Deregistering a Company With DPN Debt
Deregistering a company does not automatically eliminate outstanding tax liabilities or personal exposure.
If a company is deregistered while outstanding PAYG or superannuation obligations remain unpaid, the ATO may still pursue directors personally through the Director Penalty Notice framework.
DPN Defence
Director Penalty Notices often arise in situations where companies are already experiencing financial pressure.
Directors can avoid personal liability in very limited circumstances if they establish one of the following according to (s269-35 of Schedule 1 of the TAA 1953):
- Illness or Reasonable Non-Participation
- Reasonable Steps Taken like paying the outstanding debt, appointing a voluntary administrator or SBR practitioner or began the process or winding up the company
- Reasonable Arguable Position (SGC/GST only)
Addressing the notice early can help directors:
- Preserve available options
- Clarify their personal exposure
- Explore restructuring pathways
- Reduce the risk of enforcement escalating
Waiting too long can significantly limit the available solutions and increase the likelihood that the ATO may pursue the penalty personally.

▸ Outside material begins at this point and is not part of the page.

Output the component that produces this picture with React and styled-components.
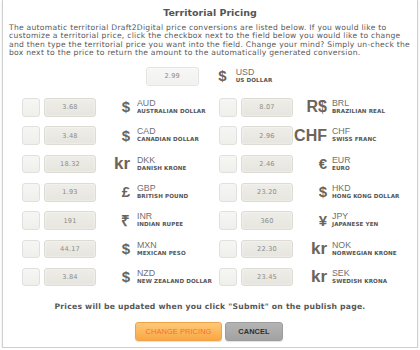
import styled, { createGlobalStyle } from 'styled-components';

const GlobalStyle = createGlobalStyle`
  html, body {
    margin: 0;
    padding: 0;
    background: #ffffff;
  }
  body {
    font-family: "DejaVu Sans", Verdana, sans-serif;
  }
`;

const Modal = styled.div`
  box-sizing: border-box;
  width: 416px;
  height: 348px;
  margin: 0 2px;
  background: #ffffff;
  border: 1px solid #cfcfcf;
  border-top: none;
  box-shadow: 0 1px 2px rgba(0, 0, 0, 0.12);
  display: flex;
  flex-direction: column;
`;

const Title = styled.h1`
  margin: 7.4px 0 0;
  font-size: 9.5px;
  line-height: 12px;
  font-weight: bold;
  text-align: center;
  color: #555555;
`;

const Intro = styled.p`
  margin: 4.7px 0 0;
  padding: 0 0 0 6px;
  font-size: 7.6px;
  line-height: 8.4px;
  letter-spacing: 0.27px;
  white-space: nowrap;
  color: #585858;
`;

const UsdRow = styled.div`
  display: flex;
  justify-content: center;
  align-items: center;
  margin-top: 9.3px;
  padding-right: 2px;
`;

const Grid = styled.div`
  display: grid;
  grid-template-columns: 197px 1fr;
  row-gap: 9.8px;
  margin-top: 12.7px;
  padding-left: 19px;
`;

const Cell = styled.div`
  display: flex;
  align-items: center;
  height: 18.5px;
`;

const Check = styled.span`
  box-sizing: border-box;
  width: 18px;
  height: 18.5px;
  margin-right: 4px;
  border: 1px solid #e0e0de;
  border-radius: 3px;
  background: linear-gradient(#f6f6f4, #efefec);
`;

const PriceBox = styled.span`
  box-sizing: border-box;
  width: ${({ $wide }) => ($wide ? 53 : 52)}px;
  height: 18.5px;
  display: flex;
  align-items: center;
  justify-content: center;
  border: 1px solid ${({ $light }) => ($light ? '#e4e4e2' : '#dcdbd4')};
  border-radius: 3px;
  background: ${({ $light }) =>
    $light ? 'linear-gradient(#f7f7f6, #f1f1ef)' : 'linear-gradient(#eeede8, #e6e5de)'};
  box-shadow: inset 0 0 2px rgba(255, 255, 255, 0.9);
  font-size: 6.6px;
  letter-spacing: 0.2px;
  color: #8d8d89;
`;

const Symbol = styled.span`
  width: ${({ $w }) => $w}px;
  margin-right: ${({ $gap }) => $gap}px;
  text-align: right;
  font-family: "Liberation Sans", Arial, sans-serif;
  font-weight: bold;
  font-size: ${({ $size }) => $size}px;
  line-height: 18px;
  color: #6c6459;
  white-space: nowrap;
`;

const Labels = styled.span`
  display: flex;
  flex-direction: column;
  margin-top: -1px;
`;

const Code = styled.span`
  font-family: "Liberation Sans", Arial, sans-serif;
  font-size: 8.8px;
  line-height: 9px;
  color: #6f6f6f;
`;

const Name = styled.span`
  font-size: 5.6px;
  line-height: 6.5px;
  letter-spacing: 0.1px;
  font-weight: bold;
  color: #555555;
  text-transform: uppercase;
  white-space: nowrap;
`;

const Note = styled.p`
  margin: 16px 0 0;
  font-size: 7.7px;
  line-height: 9px;
  letter-spacing: 0.22px;
  font-weight: bold;
  text-align: center;
  color: #575757;
`;

const Buttons = styled.div`
  display: flex;
  justify-content: center;
  gap: 3px;
  margin-top: 10.7px;
  padding-right: 2px;
`;

const Button = styled.button`
  box-sizing: border-box;
  height: 18.5px;
  width: ${({ $w }) => $w}px;
  padding: 0;
  border-radius: 3px;
  font-family: "Liberation Sans", Arial, sans-serif;
  font-size: 7.4px;
  font-weight: ${({ $primary }) => ($primary ? 'normal' : 'bold')};
  letter-spacing: 0.1px;
  border: 1px solid ${({ $primary }) => ($primary ? '#efa24a' : '#9d9d9d')};
  color: ${({ $primary }) => ($primary ? '#f3722a' : '#303030')};
  background: ${({ $primary }) =>
    $primary ? 'linear-gradient(#fec977, #f9a744)' : 'linear-gradient(#b4b4b4, #a2a2a2)'};
  box-shadow: 0 1px 1px rgba(0, 0, 0, 0.12);
`;

const currencies = [
  { value: '3.68', sym: '$', code: 'AUD', name: 'Australian Dollar' },
  { value: '8.07', sym: 'R$', code: 'BRL', name: 'Brazilian Real' },
  { value: '3.48', sym: '$', code: 'CAD', name: 'Canadian Dollar' },
  { value: '2.96', sym: 'CHF', code: 'CHF', name: 'Swiss Franc' },
  { value: '18.32', sym: 'kr', code: 'DKK', name: 'Danish Krone' },
  { value: '2.46', sym: '€', code: 'EUR', name: 'Euro' },
  { value: '1.93', sym: '£', code: 'GBP', name: 'British Pound' },
  { value: '23.20', sym: '$', code: 'HKD', name: 'Hong Kong Dollar' },
  { value: '191', sym: '₹', code: 'INR', name: 'Indian Rupee' },
  { value: '360', sym: '¥', code: 'JPY', name: 'Japanese Yen' },
  { value: '44.17', sym: '$', code: 'MXN', name: 'Mexican Peso' },
  { value: '22.30', sym: 'kr', code: 'NOK', name: 'Norwegian Krone' },
  { value: '3.84', sym: '$', code: 'NZD', name: 'New Zealand Dollar' },
  { value: '23.45', sym: 'kr', code: 'SEK', name: 'Swedish Krona' },
];

const symbolSize = (sym) => (sym === 'kr' ? 17 : sym === 'CHF' || sym === 'R$' ? 16 : 15);

const App = () => {
  return (
    <>
      <GlobalStyle />
      <Modal>
        <Title>Territorial Pricing</Title>
        <Intro>
          The automatic territorial Draft2Digital price conversions are listed below. If you would like to
          <br />
          customize a territorial price, click the checkbox next to the field below you would like to change
          <br />
          and then type the territorial price you want into the field. Change your mind? Simply un-check the
          <br />
          box next to the price to return the amount to the automatically generated conversion.
        </Intro>

        <UsdRow>
          <PriceBox $wide $light>2.99</PriceBox>
          <Symbol $w={28} $gap={9} $size={15}>$</Symbol>
          <Labels>
            <Code>USD</Code>
            <Name>US Dollar</Name>
          </Labels>
        </UsdRow>

        <Grid>
          {currencies.map((c, i) => (
            <Cell key={c.code}>
              <Check />
              <PriceBox>{c.value}</PriceBox>
              <Symbol $w={34} $gap={i % 2 ? 5 : 7} $size={symbolSize(c.sym)}>
                {c.sym}
              </Symbol>
              <Labels>
                <Code>{c.code}</Code>
                <Name>{c.name}</Name>
              </Labels>
            </Cell>
          ))}
        </Grid>

        <Note>Prices will be updated when you click "Submit" on the publish page.</Note>

        <Buttons>
          <Button $primary $w={87}>CHANGE PRICING</Button>
          <Button $w={58}>CANCEL</Button>
        </Buttons>
      </Modal>
    </>
  );
};

export default App;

At Halo Advisory, we work for the director. Financial expert Greg Bartels offers a no-obligation, 10-minute conversation to help you understand where you stand, what risks exist, and what options are realistically available before deadlines reduce control. Get in touch today.
FAQs
Does the 10% withholding tax apply to Director Penalty Notices?
No. The 10% withholding tax on overseas interest payments is not covered by the Director Penalty Notice regime.

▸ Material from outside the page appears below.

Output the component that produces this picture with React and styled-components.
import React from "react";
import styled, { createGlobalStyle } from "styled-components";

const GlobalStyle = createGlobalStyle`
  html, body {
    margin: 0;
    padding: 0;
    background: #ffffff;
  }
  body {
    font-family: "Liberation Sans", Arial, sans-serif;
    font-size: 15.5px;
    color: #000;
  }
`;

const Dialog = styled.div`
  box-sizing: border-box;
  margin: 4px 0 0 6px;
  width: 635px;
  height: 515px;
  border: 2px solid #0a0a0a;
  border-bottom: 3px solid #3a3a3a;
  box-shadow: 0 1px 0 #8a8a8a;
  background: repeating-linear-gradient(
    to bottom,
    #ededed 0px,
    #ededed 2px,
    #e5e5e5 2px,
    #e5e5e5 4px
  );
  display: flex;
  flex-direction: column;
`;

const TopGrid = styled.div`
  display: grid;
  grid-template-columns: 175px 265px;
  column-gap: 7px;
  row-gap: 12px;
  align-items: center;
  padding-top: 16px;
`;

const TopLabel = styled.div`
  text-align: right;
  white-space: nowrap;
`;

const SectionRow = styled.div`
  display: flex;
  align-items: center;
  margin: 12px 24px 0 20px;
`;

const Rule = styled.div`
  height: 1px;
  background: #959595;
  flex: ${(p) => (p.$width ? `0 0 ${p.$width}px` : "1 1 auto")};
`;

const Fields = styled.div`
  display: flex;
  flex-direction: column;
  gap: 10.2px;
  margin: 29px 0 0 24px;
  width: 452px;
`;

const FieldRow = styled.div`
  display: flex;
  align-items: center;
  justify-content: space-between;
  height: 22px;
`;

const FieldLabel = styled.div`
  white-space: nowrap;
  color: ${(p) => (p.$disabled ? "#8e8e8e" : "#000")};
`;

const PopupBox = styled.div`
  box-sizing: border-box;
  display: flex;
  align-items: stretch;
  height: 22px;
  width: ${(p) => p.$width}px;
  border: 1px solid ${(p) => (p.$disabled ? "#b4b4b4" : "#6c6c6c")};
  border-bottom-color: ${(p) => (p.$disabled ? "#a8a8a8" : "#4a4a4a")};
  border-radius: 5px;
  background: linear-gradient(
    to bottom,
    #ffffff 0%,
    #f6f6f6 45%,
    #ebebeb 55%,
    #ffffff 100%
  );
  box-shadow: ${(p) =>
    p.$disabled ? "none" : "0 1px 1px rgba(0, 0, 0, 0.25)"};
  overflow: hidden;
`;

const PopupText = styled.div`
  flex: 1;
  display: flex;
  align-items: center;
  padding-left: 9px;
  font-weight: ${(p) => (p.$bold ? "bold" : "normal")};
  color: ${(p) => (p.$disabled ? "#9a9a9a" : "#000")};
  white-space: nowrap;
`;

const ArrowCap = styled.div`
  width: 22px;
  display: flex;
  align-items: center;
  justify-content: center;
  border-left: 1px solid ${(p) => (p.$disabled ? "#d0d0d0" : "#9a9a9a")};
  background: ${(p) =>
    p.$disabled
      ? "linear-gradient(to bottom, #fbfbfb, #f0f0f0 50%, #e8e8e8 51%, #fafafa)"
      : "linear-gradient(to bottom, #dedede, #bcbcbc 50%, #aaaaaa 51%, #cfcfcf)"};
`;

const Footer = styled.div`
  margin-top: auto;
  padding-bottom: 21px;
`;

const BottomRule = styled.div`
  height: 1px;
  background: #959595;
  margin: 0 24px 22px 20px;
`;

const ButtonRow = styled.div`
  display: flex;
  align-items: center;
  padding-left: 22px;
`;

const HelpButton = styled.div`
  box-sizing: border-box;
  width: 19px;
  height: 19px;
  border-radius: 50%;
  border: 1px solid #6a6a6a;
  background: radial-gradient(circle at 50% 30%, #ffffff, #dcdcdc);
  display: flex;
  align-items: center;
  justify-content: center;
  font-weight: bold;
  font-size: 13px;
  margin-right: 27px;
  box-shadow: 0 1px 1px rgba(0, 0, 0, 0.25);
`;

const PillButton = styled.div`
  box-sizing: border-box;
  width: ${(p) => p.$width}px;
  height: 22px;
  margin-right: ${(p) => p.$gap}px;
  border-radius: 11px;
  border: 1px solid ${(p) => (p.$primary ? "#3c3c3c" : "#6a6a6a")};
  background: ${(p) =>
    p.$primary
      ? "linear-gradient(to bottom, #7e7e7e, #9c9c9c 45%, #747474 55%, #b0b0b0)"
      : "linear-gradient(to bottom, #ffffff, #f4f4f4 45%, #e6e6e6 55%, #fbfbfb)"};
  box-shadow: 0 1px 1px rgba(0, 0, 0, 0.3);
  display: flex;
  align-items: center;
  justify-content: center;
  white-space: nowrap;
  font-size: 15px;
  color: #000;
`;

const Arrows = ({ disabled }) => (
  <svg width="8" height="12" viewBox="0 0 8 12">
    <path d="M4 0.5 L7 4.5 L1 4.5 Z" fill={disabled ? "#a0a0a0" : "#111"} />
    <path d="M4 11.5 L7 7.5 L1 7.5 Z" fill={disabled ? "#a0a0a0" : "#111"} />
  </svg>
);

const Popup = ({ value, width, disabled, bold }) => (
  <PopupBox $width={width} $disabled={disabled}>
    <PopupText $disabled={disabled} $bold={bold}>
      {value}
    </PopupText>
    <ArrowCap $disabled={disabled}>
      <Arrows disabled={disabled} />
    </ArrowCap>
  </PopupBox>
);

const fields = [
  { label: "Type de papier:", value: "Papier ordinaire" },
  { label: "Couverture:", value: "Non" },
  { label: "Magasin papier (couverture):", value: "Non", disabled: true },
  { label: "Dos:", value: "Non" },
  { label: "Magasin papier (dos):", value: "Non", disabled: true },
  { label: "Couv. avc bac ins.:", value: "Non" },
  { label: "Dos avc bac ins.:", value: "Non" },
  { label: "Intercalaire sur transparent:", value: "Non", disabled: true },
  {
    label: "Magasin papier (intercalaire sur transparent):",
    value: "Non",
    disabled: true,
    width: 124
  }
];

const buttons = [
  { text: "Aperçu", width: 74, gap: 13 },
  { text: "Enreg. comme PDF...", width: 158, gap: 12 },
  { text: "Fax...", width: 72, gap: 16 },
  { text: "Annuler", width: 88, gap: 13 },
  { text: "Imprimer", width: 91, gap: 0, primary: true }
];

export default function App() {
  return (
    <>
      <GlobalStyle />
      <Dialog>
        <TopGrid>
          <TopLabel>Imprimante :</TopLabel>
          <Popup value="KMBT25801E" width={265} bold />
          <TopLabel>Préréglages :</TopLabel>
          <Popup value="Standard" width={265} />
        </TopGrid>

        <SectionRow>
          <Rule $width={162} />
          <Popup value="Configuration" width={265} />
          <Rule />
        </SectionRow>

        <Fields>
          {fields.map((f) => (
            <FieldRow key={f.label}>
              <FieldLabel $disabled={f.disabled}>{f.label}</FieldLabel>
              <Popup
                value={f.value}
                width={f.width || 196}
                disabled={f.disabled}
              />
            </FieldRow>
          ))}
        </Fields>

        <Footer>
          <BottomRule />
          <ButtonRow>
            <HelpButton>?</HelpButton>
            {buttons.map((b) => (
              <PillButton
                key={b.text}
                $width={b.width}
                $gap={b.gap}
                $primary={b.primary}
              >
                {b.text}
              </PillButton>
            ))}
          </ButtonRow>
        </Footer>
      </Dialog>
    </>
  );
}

Director Penalty Notices are generally issued only for specific company tax obligations, including:
- PAYG withholding from employee wages
- Goods and Services Tax (GST), including Luxury Car Tax (LCT) and Wine Equalisation Tax (WET)
- Superannuation Guarantee Charge (SGC)
The 10% withholding tax on overseas interest is a separate tax obligation. While the company may face penalties for failing to withhold or report the tax correctly, directors are not personally liable for that amount under the Director Penalty Notice provisions.
Is a Director Penalty Notice included in an income tax notice of assessment?
No. A Director Penalty Notice is a separate liability and is not included as part of a personal income tax assessment.
A notice of assessment relates to an individual’s personal income tax position, while a Director Penalty Notice arises when the ATO seeks to recover certain company tax debts from the director personally.
Because they are different legal mechanisms, a DPN will normally be issued as a separate notice from the ATO, rather than appearing on an individual’s income tax bill.
Does Single Touch Payroll (STP) reporting prevent a Lockdown DPN?
No. Lodging Single Touch Payroll (STP) reports alone does not satisfy all reporting obligations required to avoid a Lockdown Director Penalty Notice.
While STP reports employee wage and PAYG withholding information to the ATO, directors must still ensure the company lodges its Business Activity Statements (BAS) within the required timeframes.
Even if PAYG amounts are reported through STP, the company must still lodge the BAS separately. If the BAS is not lodged on time, the director may still be exposed to a Lockdown DPN, which can significantly limit the available options for resolving the liability.
In practice, directors need to ensure both STP reporting and BAS lodgement obligations are met to avoid triggering lockdown provisions under the Director Penalty Notice regime.
What happens if you ignore a Director Penalty Notice?
If a Director Penalty Notice is ignored and no action is taken within the 21-day period, the director can become personally liable for the outstanding tax debt, and the ATO may move to recover the amount through enforcement actions such as:
- Debt recovery proceedings
- Garnishee notices
- Court enforcement action
- Bankruptcy proceedings
Because ignoring the notice can significantly increase personal exposure, directors are generally encouraged to understand their position as early as possible.
Can a director defend a Director Penalty Notice?
In some circumstances, directors may be able to rely on specific legal defences to a Director Penalty Notice. However, these defences are limited and depend heavily on the facts of each situation.
Because these defences are narrowly defined, directors should review the details of their situation carefully and consult a financial adviser early on.
What is Director Penalty remission?
Director penalty remission refers to situations where the personal liability created by a Director Penalty Notice may be removed after certain actions are taken.
Remission is generally associated with Non-Lockdown DPNs, where the company lodged its obligations on time but did not pay the underlying tax debt.
Depending on the circumstances, taking specific steps within the required timeframe may allow the penalty to be remitted. However, this option is usually not available where a Lockdown DPN has been issued.
What is the difference between a Statutory Demand and a Director Penalty Notice?
A statutory demand is a formal demand issued by a creditor requiring a company to pay a debt. If the company fails to comply within the required timeframe, the creditor may seek to wind up the company.
A Director Penalty Notice, on the other hand, is issued by the ATO and is designed to make company directors personally liable for certain unpaid tax obligations.
While both processes can arise when a company is experiencing financial difficulty, they serve different purposes and operate under different legal frameworks.
What is the difference between a Garnishee Notice and a Director Penalty Notice?
A Director Penalty Notice creates personal liability for certain company tax debts.
A garnishee notice is a separate enforcement tool used by the ATO to recover unpaid debts by requiring third parties — such as banks or customers — to redirect payments to the ATO instead of the debtor.
In practice, a garnishee notice may be used as part of the ATO’s broader recovery process once liabilities remain unresolved.
How long do directors have to respond to a DPN?
Directors generally have 21 calendar days from the date the notice was issued to take action.
The deadline begins from the issue date printed on the notice, not when the director receives it.
The timeframe is strict. Directors should understand the available options early to preserve more pathways for resolving the situation.